What Consolidation Means for the Broader California Market
California's legal cannabis market remains the largest in the United States by total sales volume, but it has been grinding through a difficult period. Declining sales, persistent competition from the illicit market, and a recent tax increase that pushed quarterly sales to a five-year low have compressed margins across the supply chain. Smaller operators - particularly single-store independents and regional chains without the capital to weather sustained losses - are the ones most exposed to those pressures.
Consolidation follows that kind of stress reliably. When margins compress and capital dries up, assets move toward operators with deeper balance sheets and lower cost structures. Stiiizy's acquisition of Gold Flora's stores is partly opportunistic and partly structural - the company is buying real estate positions and licenses that would have been far more expensive, or unavailable, in a healthier market. For small and mid-sized dispensary operators in California, the trend line is worth watching. The gap between the largest chains and everyone else is widening, and it's widening through exactly this mechanism: distressed assets, receivership sales, and below-market acquisitions of licenses that took smaller operators years and significant capital to obtain.

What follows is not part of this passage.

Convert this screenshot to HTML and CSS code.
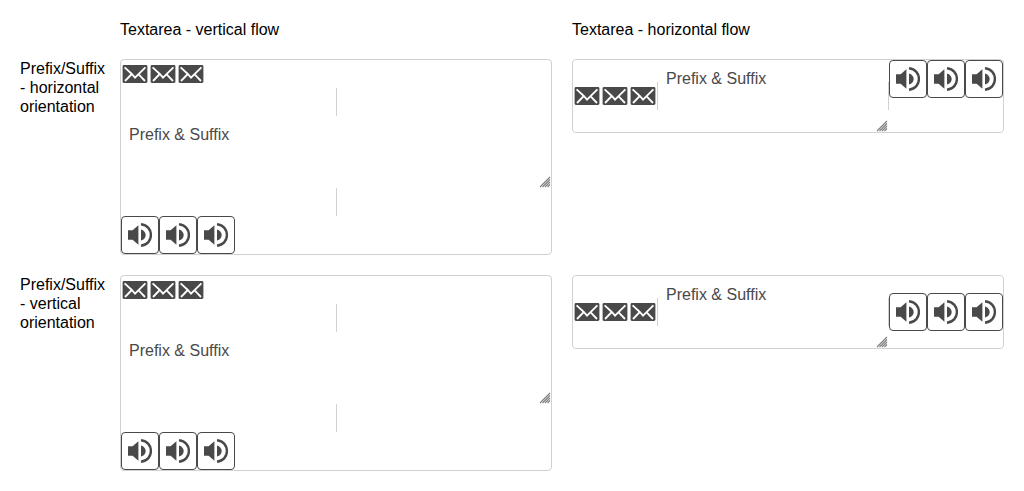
FILE: index.html
```html
<!DOCTYPE html>
<html lang="en">
<head>
<meta charset="utf-8">
<title>Textarea prefix and suffix</title>
<link rel="stylesheet" href="styles.css">
</head>
<body>
<svg class="sprite" aria-hidden="true">
  <symbol id="mail" viewBox="0 0 28 28">
    <rect x="1.6" y="5" width="24.8" height="18" rx="1.4" fill="currentColor"/>
    <path d="M3.6 7.4 L10.8 14 L14 17.6 L24.4 7.4 M4 21 L10.8 14 M24 21 L17.4 14.2" fill="none" stroke="#fff" stroke-width="1.8"/>
  </symbol>
  <symbol id="volume" viewBox="0 0 24 24">
    <path d="M0 7.2H4.6L10.4 2.2V21.8L4.6 16.8H0Z M13 6.4C16 7.2 17.7 9.4 17.7 12S16 16.8 13 17.6Z" fill="currentColor"/>
    <path d="M13 1.3C19.4 2 22.9 6.6 22.9 12S19.4 22 13 22.7" fill="none" stroke="currentColor" stroke-width="2.4"/>
  </symbol>
</svg>
<main class="grid">
  <p class="heading heading-first">Textarea - vertical flow</p>
  <p class="heading">Textarea - horizontal flow</p>

  <p class="label">Prefix/Suffix<br>- horizontal<br>orientation</p>
  <div class="cell"><div class="field vertical">
    <div class="prefix"><svg class="mail"><use href="#mail"/></svg><svg class="mail"><use href="#mail"/></svg><svg class="mail"><use href="#mail"/></svg></div>
    <span class="separator"></span>
    <textarea class="input" aria-label="Vertical flow, horizontal orientation" placeholder="Prefix &amp; Suffix"></textarea>
    <span class="separator"></span>
    <div class="suffix"><button class="button" type="button" aria-label="Volume"><svg class="volume"><use href="#volume"/></svg></button><button class="button" type="button" aria-label="Volume"><svg class="volume"><use href="#volume"/></svg></button><button class="button" type="button" aria-label="Volume"><svg class="volume"><use href="#volume"/></svg></button></div>
  </div></div>
  <div class="cell"><div class="field horizontal">
    <div class="prefix"><svg class="mail"><use href="#mail"/></svg><svg class="mail"><use href="#mail"/></svg><svg class="mail"><use href="#mail"/></svg></div>
    <span class="separator"></span>
    <textarea class="input" aria-label="Horizontal flow, horizontal orientation" placeholder="Prefix &amp; Suffix"></textarea>
    <span class="separator"></span>
    <div class="suffix suffix-top"><button class="button" type="button" aria-label="Volume"><svg class="volume"><use href="#volume"/></svg></button><button class="button" type="button" aria-label="Volume"><svg class="volume"><use href="#volume"/></svg></button><button class="button" type="button" aria-label="Volume"><svg class="volume"><use href="#volume"/></svg></button></div>
  </div></div>

  <p class="label">Prefix/Suffix<br>- vertical<br>orientation</p>
  <div class="cell"><div class="field vertical">
    <div class="prefix"><svg class="mail"><use href="#mail"/></svg><svg class="mail"><use href="#mail"/></svg><svg class="mail"><use href="#mail"/></svg></div>
    <span class="separator"></span>
    <textarea class="input" aria-label="Vertical flow, vertical orientation" placeholder="Prefix &amp; Suffix"></textarea>
    <span class="separator"></span>
    <div class="suffix"><button class="button" type="button" aria-label="Volume"><svg class="volume"><use href="#volume"/></svg></button><button class="button" type="button" aria-label="Volume"><svg class="volume"><use href="#volume"/></svg></button><button class="button" type="button" aria-label="Volume"><svg class="volume"><use href="#volume"/></svg></button></div>
  </div></div>
  <div class="cell"><div class="field horizontal">
    <div class="prefix"><svg class="mail"><use href="#mail"/></svg><svg class="mail"><use href="#mail"/></svg><svg class="mail"><use href="#mail"/></svg></div>
    <span class="separator"></span>
    <textarea class="input" aria-label="Horizontal flow, vertical orientation" placeholder="Prefix &amp; Suffix"></textarea>
    <span class="separator"></span>
    <div class="suffix"><button class="button" type="button" aria-label="Volume"><svg class="volume"><use href="#volume"/></svg></button><button class="button" type="button" aria-label="Volume"><svg class="volume"><use href="#volume"/></svg></button><button class="button" type="button" aria-label="Volume"><svg class="volume"><use href="#volume"/></svg></button></div>
  </div></div>
</main>
</body>
</html>
```
FILE: styles.css
```css
* {
  box-sizing: border-box;
}

body {
  margin: 0;
  background: #fff;
  color: #000;
  font: 16px/19px "Liberation Sans", Arial, sans-serif;
}

.sprite {
  display: none;
}

.grid {
  display: grid;
  grid-template-columns: 100px minmax(0, 1fr) minmax(0, 1fr);
  row-gap: 20px;
  align-items: start;
  padding: 20px 0 20px 20px;
}

.heading,
.label {
  margin: 0;
}

.heading-first {
  grid-column: 2;
}

.cell {
  padding-right: 20px;
}

.field {
  display: flex;
  border: 1px solid #d1d1d1;
  border-radius: 4px;
  color: #494949;
}

.vertical {
  flex-direction: column;
}

.horizontal {
  align-items: center;
}

.prefix,
.suffix {
  display: flex;
  flex: none;
}

.suffix-top {
  align-self: flex-start;
}

.separator {
  flex: none;
  width: 1px;
  height: 28px;
  background: #d1d1d1;
}

.vertical .separator {
  align-self: center;
}

.mail {
  width: 28px;
  height: 28px;
}

.volume {
  display: block;
  width: 24px;
  height: 24px;
}

.input {
  display: block;
  flex: 1 1 auto;
  min-width: 0;
  height: 72px;
  margin: 0;
  padding: 9px 8px;
  border: 0;
  outline: 0;
  background: transparent;
  color: inherit;
  font: inherit;
}

.vertical .input {
  flex: none;
}

.input::placeholder {
  color: #494949;
  opacity: 1;
}

/* Diagonal grip lines in the lower right corner */
.input::-webkit-resizer {
  background-image: url("data:image/svg+xml,%3Csvg xmlns='http://www.w3.org/2000/svg' width='12' height='12'%3E%3Cpath d='M1 11L11 1M3.5 11L11 3.5M6 11L11 6M8.5 11L11 8.5' stroke='%23808080' stroke-width='1.2'/%3E%3C/svg%3E");
  background-position: right bottom;
  background-repeat: no-repeat;
}

.button {
  padding: 6px;
  border: 1px solid #494949;
  border-radius: 4px;
  background: #fff;
  color: #494949;
}
```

That doesn't make consolidation wrong. But it does mean the California retail cannabis market in 2025 looks structurally different from what regulators and advocates envisioned when the state licensed hundreds of operators to build a competitive, diverse industry. Whether the DCC or the legislature revisit ownership concentration rules in response is an open question - and one that every multi-location operator in the state has a stake in.